── Exercise data

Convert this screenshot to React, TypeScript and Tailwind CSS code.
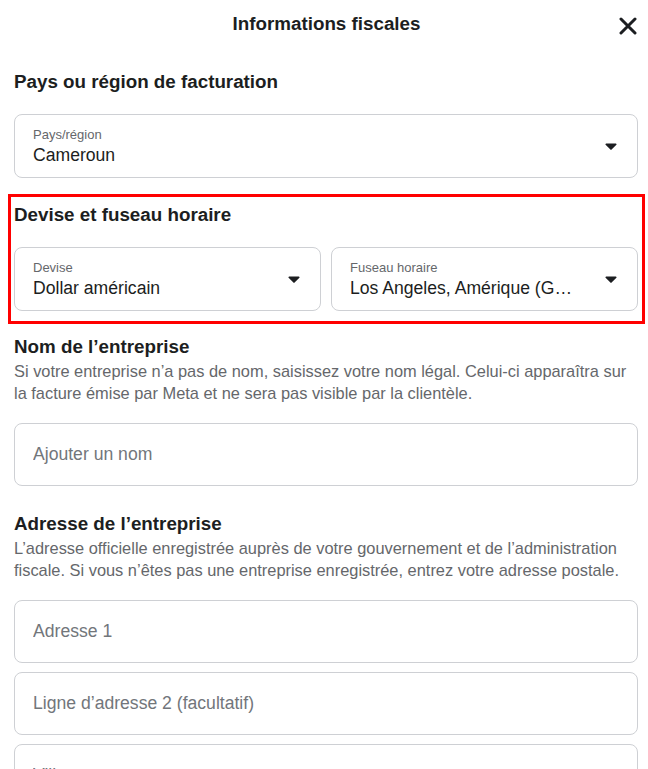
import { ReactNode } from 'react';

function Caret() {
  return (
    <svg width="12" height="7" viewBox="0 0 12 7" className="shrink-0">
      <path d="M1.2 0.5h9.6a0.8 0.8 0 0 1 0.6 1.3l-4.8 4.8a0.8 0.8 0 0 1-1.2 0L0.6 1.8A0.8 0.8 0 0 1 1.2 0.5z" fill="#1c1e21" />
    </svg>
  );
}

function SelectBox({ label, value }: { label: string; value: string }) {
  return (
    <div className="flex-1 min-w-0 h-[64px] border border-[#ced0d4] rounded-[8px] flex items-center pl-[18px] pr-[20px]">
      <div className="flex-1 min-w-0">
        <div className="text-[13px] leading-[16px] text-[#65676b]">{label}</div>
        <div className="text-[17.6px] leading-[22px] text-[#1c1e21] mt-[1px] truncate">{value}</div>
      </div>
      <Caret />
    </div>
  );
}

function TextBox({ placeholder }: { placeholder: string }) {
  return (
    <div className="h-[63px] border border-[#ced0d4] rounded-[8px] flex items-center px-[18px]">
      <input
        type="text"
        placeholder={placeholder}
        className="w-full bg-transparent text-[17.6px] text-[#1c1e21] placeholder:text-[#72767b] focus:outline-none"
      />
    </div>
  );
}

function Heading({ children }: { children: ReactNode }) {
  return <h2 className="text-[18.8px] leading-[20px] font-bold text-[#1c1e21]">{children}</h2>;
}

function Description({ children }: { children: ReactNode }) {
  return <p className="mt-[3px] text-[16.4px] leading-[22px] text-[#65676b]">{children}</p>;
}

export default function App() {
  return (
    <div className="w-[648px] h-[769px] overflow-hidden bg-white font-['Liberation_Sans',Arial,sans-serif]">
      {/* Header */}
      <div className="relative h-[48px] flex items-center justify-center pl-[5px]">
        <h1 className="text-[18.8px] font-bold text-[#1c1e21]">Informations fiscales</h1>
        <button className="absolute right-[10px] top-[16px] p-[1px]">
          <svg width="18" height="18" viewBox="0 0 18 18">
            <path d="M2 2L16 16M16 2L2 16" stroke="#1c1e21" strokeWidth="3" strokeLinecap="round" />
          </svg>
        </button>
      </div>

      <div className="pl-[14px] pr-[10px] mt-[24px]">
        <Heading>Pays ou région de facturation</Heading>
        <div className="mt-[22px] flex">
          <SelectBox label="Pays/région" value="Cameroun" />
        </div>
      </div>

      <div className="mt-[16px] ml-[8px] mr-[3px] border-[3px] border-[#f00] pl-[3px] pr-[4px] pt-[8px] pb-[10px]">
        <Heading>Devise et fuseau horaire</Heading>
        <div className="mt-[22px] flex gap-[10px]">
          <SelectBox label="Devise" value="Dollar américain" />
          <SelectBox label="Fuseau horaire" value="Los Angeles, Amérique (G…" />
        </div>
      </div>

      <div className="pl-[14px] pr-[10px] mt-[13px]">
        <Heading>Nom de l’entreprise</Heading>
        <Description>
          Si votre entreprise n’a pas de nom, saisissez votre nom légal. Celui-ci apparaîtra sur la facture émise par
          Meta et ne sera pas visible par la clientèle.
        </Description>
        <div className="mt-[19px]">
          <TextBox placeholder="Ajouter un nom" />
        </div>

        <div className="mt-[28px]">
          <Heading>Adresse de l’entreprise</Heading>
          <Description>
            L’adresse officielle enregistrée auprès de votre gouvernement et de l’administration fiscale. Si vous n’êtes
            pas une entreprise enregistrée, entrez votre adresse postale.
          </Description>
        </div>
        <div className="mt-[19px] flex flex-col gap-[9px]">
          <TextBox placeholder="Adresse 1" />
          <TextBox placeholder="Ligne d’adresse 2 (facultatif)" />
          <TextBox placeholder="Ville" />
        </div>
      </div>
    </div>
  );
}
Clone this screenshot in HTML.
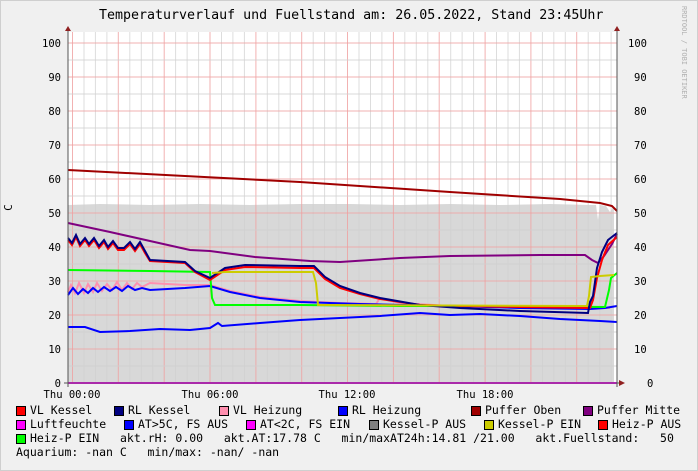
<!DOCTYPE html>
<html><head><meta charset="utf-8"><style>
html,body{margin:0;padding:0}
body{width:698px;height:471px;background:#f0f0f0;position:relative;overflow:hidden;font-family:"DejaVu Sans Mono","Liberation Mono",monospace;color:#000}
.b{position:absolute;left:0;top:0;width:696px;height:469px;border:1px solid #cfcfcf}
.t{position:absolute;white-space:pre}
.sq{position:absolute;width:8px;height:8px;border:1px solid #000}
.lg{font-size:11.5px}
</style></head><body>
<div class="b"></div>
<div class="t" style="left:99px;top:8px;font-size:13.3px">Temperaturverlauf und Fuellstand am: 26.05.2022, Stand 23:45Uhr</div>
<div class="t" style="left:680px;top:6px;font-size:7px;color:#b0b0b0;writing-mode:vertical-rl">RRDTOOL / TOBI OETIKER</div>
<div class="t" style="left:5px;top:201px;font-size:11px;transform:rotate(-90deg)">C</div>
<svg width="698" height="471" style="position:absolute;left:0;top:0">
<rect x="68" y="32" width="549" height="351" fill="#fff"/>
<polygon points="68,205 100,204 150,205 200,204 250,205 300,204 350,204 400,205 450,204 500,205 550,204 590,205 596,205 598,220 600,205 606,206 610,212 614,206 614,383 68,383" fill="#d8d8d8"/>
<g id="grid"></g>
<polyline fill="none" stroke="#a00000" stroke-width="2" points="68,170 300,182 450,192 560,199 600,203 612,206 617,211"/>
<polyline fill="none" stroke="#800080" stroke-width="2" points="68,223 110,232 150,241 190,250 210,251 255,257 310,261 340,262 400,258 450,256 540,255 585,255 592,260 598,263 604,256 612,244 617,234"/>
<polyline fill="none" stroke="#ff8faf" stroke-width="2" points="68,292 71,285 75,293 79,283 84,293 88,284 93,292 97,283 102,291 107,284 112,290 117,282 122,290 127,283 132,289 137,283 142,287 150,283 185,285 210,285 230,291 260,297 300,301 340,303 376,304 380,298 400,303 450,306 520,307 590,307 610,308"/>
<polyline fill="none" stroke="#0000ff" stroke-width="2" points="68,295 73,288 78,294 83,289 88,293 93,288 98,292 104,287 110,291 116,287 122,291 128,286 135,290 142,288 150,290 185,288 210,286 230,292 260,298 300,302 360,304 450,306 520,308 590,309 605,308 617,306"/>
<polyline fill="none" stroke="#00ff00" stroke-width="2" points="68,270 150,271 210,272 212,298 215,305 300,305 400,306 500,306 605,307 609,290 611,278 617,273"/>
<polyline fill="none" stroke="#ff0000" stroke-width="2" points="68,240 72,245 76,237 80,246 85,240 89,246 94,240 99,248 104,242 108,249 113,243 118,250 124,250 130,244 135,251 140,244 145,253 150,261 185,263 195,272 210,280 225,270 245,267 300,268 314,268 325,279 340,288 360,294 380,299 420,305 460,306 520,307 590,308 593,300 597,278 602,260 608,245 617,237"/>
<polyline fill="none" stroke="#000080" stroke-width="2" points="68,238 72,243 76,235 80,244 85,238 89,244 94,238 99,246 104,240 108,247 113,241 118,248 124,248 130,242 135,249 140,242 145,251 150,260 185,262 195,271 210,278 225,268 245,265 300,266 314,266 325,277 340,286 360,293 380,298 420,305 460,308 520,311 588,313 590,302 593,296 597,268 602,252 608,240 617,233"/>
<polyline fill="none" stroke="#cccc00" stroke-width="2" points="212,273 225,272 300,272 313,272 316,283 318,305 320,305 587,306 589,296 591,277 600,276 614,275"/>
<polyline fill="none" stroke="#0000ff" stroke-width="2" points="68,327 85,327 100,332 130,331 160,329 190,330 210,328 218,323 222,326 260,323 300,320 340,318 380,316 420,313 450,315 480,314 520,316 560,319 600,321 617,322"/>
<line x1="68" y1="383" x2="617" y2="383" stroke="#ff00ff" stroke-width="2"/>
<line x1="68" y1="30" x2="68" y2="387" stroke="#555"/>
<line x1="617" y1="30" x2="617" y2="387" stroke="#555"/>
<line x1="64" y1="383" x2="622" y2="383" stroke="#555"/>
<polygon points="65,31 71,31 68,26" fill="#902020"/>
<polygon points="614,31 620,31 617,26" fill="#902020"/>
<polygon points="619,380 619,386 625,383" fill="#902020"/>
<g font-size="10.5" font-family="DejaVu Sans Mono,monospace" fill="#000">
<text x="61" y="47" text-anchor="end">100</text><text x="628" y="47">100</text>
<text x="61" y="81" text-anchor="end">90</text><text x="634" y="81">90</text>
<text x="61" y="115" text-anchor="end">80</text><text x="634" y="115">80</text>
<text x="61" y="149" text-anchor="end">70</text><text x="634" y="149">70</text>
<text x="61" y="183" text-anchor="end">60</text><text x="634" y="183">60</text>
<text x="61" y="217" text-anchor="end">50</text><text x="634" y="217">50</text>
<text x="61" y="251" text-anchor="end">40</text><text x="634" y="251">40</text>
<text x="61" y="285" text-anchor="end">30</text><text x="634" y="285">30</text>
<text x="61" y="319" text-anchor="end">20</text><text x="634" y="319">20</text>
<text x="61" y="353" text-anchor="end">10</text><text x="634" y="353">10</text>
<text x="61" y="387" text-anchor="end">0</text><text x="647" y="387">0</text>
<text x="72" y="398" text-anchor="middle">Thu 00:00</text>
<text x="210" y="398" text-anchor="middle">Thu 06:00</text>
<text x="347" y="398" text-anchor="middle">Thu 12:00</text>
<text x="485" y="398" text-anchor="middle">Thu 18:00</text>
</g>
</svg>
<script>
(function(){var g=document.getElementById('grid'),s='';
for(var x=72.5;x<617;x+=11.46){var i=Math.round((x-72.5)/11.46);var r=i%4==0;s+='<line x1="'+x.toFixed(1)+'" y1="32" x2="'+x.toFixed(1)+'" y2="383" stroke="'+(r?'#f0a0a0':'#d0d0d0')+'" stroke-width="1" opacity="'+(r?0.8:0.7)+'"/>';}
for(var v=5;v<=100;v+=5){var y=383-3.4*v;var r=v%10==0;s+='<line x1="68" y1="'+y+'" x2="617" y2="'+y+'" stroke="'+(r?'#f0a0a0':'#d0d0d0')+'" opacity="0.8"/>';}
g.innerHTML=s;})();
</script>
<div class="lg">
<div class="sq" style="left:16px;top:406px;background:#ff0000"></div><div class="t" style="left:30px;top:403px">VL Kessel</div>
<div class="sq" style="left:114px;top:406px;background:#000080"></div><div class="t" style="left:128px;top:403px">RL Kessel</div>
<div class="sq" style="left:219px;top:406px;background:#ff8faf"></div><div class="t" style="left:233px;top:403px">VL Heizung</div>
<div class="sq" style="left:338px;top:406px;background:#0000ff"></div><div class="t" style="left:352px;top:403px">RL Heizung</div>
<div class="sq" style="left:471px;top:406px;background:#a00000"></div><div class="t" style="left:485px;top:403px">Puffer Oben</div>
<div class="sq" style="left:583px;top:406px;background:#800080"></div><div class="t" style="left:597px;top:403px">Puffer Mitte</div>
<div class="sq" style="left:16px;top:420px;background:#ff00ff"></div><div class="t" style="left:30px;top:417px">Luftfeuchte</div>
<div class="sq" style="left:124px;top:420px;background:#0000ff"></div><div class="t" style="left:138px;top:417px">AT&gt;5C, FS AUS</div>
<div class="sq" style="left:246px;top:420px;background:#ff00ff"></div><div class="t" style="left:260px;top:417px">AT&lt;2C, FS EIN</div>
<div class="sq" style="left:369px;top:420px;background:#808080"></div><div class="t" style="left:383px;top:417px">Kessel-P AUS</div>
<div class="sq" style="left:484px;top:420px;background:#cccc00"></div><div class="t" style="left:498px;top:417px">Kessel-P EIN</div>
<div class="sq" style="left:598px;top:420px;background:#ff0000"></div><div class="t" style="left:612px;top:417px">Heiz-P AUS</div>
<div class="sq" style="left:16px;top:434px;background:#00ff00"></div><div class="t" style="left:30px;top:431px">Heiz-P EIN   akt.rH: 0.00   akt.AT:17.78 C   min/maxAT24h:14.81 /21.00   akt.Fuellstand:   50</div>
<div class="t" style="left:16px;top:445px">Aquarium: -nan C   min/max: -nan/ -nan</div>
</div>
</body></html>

────

* Task description
From the data above, show each line that contains "this".

* Complete response
Convert this screenshot to React, TypeScript and Tailwind CSS code.
Clone this screenshot in HTML.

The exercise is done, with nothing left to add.